If you're like me and live on a mountain surrounded by trees with a line of sight to the tower down the hill, deprio isn't going to matter.


> Their network is encapsulated to all hell since it's ipv6-only so I recommend decreasing MTU's when connecting to it (something like 1320 seems to work or sites like duckduckgo get blackholed).

I will also point out that a lower WAN MTU will cause forwarded (and only forwarded) outgoing connections to fail if the phone's firewall rules aren't properly configured to adjust TCP MSS! Pings will work, sites will connect, but you'll get no data back.

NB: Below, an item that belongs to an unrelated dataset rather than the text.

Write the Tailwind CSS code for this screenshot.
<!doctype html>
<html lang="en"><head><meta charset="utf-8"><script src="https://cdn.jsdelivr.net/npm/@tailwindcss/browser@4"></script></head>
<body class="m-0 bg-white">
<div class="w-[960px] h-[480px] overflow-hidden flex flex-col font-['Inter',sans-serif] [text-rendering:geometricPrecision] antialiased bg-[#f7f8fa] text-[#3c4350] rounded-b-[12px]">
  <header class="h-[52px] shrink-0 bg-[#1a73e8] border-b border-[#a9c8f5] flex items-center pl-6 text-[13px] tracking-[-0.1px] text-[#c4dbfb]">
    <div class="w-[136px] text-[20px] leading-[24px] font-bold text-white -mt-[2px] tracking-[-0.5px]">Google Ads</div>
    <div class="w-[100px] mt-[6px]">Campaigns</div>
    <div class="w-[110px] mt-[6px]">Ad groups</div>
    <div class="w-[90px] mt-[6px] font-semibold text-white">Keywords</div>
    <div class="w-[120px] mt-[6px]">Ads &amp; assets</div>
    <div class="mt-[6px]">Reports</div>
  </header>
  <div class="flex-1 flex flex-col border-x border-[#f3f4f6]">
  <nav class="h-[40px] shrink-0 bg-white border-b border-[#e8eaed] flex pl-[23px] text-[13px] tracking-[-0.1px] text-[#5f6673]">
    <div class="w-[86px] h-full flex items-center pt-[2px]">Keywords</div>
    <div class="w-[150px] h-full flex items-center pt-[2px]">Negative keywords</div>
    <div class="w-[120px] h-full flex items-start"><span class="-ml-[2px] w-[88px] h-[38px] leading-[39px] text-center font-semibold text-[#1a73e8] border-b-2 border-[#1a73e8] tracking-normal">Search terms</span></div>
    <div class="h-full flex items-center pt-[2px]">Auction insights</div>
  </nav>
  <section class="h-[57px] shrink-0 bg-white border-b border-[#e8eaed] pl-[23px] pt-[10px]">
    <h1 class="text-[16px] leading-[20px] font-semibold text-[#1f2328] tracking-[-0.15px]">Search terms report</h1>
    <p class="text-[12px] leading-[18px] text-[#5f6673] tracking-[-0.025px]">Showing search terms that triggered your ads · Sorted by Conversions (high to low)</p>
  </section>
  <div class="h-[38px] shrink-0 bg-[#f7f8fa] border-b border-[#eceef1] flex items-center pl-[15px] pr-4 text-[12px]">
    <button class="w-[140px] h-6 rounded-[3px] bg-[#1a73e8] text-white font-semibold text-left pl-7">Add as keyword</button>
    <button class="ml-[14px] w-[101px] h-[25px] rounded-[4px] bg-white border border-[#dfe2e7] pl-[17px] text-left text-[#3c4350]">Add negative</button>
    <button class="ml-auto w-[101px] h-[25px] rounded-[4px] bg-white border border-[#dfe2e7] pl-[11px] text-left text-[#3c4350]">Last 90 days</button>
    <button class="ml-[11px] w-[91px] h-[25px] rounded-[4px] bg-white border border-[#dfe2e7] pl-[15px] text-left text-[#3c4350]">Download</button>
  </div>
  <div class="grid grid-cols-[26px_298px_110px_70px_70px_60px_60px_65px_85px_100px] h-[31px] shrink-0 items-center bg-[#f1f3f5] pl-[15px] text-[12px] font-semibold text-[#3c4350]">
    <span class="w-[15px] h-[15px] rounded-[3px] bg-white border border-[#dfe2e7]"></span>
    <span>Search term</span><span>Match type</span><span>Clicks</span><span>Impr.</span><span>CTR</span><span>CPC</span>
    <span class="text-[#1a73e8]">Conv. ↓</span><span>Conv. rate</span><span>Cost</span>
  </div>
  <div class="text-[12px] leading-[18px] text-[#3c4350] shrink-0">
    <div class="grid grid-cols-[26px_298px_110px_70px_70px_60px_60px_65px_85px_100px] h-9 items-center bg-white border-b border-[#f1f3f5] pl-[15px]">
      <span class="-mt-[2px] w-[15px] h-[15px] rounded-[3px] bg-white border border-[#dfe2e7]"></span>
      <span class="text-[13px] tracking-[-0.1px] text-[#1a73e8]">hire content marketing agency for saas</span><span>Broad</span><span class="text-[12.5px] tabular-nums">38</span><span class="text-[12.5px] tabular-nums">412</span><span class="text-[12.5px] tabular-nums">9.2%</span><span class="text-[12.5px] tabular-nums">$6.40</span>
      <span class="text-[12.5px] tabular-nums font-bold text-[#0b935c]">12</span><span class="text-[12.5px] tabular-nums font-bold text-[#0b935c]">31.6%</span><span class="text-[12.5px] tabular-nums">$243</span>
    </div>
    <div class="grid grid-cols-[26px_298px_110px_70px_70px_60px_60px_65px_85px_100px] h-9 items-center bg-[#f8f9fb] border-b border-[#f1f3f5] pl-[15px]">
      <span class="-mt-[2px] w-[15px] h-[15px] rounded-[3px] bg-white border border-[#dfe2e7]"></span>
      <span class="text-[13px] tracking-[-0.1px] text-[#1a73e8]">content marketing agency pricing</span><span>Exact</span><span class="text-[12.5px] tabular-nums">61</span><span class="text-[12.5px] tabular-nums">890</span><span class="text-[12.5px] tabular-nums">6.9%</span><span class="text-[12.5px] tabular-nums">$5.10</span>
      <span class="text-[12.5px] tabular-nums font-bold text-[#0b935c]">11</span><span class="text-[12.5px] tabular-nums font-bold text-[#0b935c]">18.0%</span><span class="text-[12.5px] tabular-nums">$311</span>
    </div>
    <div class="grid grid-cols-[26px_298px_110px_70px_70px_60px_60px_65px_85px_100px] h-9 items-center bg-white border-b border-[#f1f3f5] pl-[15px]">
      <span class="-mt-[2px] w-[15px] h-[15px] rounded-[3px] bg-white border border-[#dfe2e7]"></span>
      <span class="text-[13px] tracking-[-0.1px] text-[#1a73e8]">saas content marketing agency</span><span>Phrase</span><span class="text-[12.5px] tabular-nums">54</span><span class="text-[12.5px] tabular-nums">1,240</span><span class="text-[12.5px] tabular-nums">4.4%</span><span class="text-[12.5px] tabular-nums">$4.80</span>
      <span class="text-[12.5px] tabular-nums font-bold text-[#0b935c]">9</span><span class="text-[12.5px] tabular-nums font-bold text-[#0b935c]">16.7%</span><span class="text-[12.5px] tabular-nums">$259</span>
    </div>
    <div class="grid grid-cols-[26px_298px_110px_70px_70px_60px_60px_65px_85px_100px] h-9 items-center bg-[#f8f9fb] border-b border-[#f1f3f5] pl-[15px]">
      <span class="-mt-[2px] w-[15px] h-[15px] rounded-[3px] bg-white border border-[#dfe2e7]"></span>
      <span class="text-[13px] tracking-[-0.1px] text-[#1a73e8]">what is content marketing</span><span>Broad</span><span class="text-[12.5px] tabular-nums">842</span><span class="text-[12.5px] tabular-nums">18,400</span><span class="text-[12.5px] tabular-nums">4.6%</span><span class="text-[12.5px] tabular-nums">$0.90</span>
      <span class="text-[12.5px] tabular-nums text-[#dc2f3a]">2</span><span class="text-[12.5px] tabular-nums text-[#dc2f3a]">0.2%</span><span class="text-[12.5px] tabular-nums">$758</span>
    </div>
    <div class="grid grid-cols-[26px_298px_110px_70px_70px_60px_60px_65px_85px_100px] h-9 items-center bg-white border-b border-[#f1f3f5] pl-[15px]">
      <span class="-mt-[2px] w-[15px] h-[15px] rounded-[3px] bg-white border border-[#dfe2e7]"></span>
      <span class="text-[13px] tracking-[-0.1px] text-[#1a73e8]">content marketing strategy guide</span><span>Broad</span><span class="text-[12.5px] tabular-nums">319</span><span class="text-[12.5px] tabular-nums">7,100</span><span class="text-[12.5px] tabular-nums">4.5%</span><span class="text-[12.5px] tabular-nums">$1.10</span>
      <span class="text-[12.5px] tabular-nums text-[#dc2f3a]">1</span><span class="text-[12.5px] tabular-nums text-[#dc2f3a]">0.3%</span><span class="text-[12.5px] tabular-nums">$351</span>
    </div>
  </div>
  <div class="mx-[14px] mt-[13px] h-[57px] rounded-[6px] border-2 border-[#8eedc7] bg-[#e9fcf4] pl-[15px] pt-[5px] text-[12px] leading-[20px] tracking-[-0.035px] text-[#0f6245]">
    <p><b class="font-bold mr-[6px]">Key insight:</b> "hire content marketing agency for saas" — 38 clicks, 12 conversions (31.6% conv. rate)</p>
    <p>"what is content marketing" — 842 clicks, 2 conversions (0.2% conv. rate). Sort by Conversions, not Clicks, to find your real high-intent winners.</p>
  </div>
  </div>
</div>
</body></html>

This can seem awfully like some kind of active interference, when it's just a passive network problem.


> Oh and for AT&T in the later 2000's I used to buy import phones that weren't in their system and use them on the non-smartphone unlimited plan until they got wise to that

These 22gb then deprioritized "tablet" plans are available for $35/mo. It requires generating an iPad or similar IMEI to register. I've tethered and used video chat/games/VPN and had no issues.


Unlimited, unthrottled, potentially ananymous 4G service is also available through https://www.calyxinstitute.org/civicrm/contribute/transact?r...


While the project seems to have neat goals the:

"unlimited 4G / LTE wifi data and a mobile hotspot from Sprint", is meh for $500.

Consider this: Buy a unlocked Fi moto X4 from best buy for like $200, do the Sprint BYOD deal with a Google Voice number ($3 to unlock number for porting), this will give you $4/mo 'unlimited' service for a year. Slickdeals has a long in-depth thread on the full details of this arrangement.


I personally use UbiFi.

https://www.ubifi.net/


How did you add TTL as an iptables target? Would you mind sharing your patch?


Just enable CONFIG_IP_NF_TARGET_TTL in your device's defconfig Kconfig file.